Horizon was definitely slow-playing the Government, and its behavior was not optimal or to be emulated. A significant penalty for this behavior is warranted. Problematically, however, in seeking the maximum penalty the Government has also lumped in as an additional justification Horizon’s behavior before the court. The Government focuses on Horizon’s failure to “cooperate in discovery” and “deciding not to participate in a pretrial schedule [that Defendant] jointly proposed.” Pl.’s Mot. for Default J. at 9. In particular, the Government contends that Horizon’s conduct throughout this litigation—whether by failing to cooperate in discovery or by changing its mind and deciding not to participate in a pretrial schedule it had jointly proposed—has further exhausted Government resources unnecessarily. See Pl.’s Opp’n to Def. Mot. to File an Amended Scheduling Order Out-Of-Time, ECF No. 16; Def.’s. Mot. for a Protective Order; Pl.’s Notice of Filing Proposed Pretrial Order, ECF No. 43.

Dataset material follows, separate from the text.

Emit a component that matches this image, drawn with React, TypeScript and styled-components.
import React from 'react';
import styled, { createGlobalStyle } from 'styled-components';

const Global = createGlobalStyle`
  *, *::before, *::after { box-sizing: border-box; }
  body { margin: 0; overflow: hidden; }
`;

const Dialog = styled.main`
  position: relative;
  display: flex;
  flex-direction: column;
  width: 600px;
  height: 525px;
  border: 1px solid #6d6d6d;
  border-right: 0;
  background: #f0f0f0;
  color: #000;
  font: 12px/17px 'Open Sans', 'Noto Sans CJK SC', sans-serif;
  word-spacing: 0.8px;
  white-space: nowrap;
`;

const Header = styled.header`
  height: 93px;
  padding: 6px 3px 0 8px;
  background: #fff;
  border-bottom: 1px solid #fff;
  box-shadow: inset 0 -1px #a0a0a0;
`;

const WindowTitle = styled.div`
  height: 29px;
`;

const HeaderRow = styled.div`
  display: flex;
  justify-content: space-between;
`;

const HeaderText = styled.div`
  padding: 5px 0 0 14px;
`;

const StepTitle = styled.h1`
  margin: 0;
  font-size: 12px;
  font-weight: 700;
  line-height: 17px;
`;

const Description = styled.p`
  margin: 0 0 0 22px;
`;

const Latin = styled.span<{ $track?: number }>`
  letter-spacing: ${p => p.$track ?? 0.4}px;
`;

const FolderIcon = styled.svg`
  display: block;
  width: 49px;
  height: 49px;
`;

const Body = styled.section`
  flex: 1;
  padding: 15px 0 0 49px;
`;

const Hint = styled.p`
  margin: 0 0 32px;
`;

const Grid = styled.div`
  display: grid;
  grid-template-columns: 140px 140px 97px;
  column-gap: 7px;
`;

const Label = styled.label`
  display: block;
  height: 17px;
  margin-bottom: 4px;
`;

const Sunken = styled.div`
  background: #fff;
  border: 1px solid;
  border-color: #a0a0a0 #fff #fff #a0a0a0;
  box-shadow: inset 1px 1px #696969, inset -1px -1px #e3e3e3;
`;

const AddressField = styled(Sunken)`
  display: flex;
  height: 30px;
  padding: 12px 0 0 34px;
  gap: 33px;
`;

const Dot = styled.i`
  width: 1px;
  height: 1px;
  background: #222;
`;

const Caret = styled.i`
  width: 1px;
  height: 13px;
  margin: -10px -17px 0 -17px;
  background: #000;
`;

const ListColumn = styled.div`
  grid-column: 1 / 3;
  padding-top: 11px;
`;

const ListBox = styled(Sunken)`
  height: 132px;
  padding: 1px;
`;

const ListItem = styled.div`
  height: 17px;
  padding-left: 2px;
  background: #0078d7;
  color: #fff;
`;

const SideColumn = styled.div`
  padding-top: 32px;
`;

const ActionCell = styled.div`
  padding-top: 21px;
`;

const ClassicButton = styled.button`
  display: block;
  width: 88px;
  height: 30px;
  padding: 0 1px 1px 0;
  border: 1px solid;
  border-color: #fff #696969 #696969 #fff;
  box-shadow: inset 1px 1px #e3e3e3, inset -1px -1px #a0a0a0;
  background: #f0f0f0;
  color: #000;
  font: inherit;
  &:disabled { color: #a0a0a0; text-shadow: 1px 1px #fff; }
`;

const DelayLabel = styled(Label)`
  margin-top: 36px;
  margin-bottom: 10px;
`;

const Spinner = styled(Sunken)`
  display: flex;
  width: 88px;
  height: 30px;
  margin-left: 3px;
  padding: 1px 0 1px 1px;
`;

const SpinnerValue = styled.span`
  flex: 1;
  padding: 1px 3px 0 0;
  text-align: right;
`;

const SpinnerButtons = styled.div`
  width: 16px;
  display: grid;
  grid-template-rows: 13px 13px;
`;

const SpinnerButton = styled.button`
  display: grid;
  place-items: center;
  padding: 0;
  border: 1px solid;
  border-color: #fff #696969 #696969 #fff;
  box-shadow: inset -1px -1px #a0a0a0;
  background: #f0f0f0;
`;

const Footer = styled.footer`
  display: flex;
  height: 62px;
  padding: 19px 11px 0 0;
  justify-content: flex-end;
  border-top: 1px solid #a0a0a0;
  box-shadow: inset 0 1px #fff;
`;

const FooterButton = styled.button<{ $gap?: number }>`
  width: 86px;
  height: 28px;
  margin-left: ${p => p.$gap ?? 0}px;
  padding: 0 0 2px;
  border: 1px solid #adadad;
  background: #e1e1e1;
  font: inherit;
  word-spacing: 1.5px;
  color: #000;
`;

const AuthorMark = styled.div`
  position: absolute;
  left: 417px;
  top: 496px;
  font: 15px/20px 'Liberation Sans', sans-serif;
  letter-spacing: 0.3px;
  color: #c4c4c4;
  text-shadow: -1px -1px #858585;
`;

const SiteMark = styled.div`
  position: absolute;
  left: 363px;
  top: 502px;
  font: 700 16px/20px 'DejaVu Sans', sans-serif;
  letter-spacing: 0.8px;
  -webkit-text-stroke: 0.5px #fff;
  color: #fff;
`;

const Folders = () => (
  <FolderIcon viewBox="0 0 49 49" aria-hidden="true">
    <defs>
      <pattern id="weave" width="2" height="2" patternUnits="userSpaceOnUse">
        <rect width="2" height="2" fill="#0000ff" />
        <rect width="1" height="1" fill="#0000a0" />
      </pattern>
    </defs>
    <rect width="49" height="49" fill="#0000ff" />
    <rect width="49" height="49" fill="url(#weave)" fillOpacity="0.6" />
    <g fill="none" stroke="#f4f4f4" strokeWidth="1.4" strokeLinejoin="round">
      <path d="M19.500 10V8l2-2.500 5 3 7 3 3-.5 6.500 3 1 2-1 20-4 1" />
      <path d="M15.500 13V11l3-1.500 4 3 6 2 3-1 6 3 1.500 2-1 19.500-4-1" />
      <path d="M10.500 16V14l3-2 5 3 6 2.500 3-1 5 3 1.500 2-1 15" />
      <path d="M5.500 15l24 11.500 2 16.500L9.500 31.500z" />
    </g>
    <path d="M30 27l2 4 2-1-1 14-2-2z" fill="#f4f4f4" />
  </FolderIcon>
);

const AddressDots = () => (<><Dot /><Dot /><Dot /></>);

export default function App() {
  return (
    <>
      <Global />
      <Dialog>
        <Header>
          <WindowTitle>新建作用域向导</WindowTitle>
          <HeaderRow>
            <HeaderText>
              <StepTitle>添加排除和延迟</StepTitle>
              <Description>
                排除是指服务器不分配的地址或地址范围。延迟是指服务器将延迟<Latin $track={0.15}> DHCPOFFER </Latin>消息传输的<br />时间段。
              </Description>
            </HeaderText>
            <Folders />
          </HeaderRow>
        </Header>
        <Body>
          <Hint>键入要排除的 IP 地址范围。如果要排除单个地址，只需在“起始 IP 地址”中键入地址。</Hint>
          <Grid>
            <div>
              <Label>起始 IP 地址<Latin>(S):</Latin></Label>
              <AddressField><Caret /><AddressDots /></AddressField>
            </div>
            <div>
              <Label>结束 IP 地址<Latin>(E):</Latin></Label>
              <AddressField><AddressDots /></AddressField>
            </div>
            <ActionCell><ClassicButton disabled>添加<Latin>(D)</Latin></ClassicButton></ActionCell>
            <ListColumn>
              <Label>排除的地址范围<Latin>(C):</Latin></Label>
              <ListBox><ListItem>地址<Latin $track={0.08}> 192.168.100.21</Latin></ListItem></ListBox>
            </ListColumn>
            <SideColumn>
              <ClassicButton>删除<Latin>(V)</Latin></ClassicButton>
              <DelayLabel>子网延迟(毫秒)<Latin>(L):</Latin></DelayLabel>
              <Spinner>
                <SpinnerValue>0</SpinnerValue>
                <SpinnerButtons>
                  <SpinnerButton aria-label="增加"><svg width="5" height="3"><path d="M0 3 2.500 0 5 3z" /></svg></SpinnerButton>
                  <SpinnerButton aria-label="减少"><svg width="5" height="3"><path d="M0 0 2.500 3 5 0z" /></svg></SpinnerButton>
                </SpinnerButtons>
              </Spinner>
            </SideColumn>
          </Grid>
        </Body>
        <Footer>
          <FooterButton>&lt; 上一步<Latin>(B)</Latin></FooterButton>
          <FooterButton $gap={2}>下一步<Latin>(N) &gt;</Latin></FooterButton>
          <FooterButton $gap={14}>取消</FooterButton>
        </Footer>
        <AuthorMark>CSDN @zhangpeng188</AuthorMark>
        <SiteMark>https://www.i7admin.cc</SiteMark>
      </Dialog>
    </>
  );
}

Although the court is sympathetic with the Government’s arguments about Horizon’s uncooperative and dilatory behavior before the court, a civil penalty under § 592 is not the remedy for contumacious behavior, dilatory tactics, or a lack of cooperation on the part of a litigant in an action under 28 U.S.C. § 1582. Rather, the Government’s remedy for this conduct lies within other provisions of the USCIT Rules, like Rule 11, Rule 16(f) (sanctions), or Rule 37(b) (failure to comply with discovery order). The Government chose not to avail itself of these remedies. The court is reluctant to address questionable litigation behavior governed by specific rules through a statutory penalty provision designed to promote compliance before an administrative agency, Customs.
With that said, the court notes that the public interest here does favor a significant
penalty. There is a strong public interest in “the truthful and accurate submission of
documentation to Customs and the full and timely payment of duties required on
imported merchandise. These are weighty interests, contravention of which
necessitates the imposition of a penalty of some substance.” Complex Mach. Works
Co.,
IV. Conclusion
All told, the above considerations favor deterrence and a significant penalty. The court though does not believe that the Government has justified imposition of the statutory maximum because, as explained above, the Government seeks in part to apply the statutory § 592 penalty to also remedy litigation behavior that is governed by other more specific Court Rules. Here, rather than the statutory maximum, the court believes that a civil penalty in the amount of $162,270 [5] , plus interest from the date of judgment until it is paid, is appropriate. Judgment will enter accordingly.
/s/ Leo M. Gordon Judge Leo M. Gordon Dated: June 7, 2017
New York, New York
Notes
[1] Further citations to the Tariff Act of 1930, as amended, are to the relevant provisions of Title 19 of the U.S. Code, 2012 edition.
[2] As of this date, Horizon has not satisfied any portion of the partial judgment.
[3] The general parameters of what constitutes reasonable care are set forth in 19 C.F.R. Part 171, App. B(D)(6). See also H. Rep. No. 103–361 at 120 (1993), reprinted in 1993 U.S.C.C.A.N. 2552, 2670 (identifying possible methods by which one may show reasonable care).
[4] The Complex Machine factors are: (1) the defendant’s good faith effort to comply with the statute; (2) the defendant’s degree of culpability; (3) the defendant’s history of previous violations; (4) the nature of the public interest in ensuring (footnote continued)
[5] This is equal to the amount of the total lost revenue identified by Customs in the pre- penalty and penalty notices. It is in addition to $70,254 in unpaid duties for which the court previously issued a partial judgment. See J., ECF No. 37.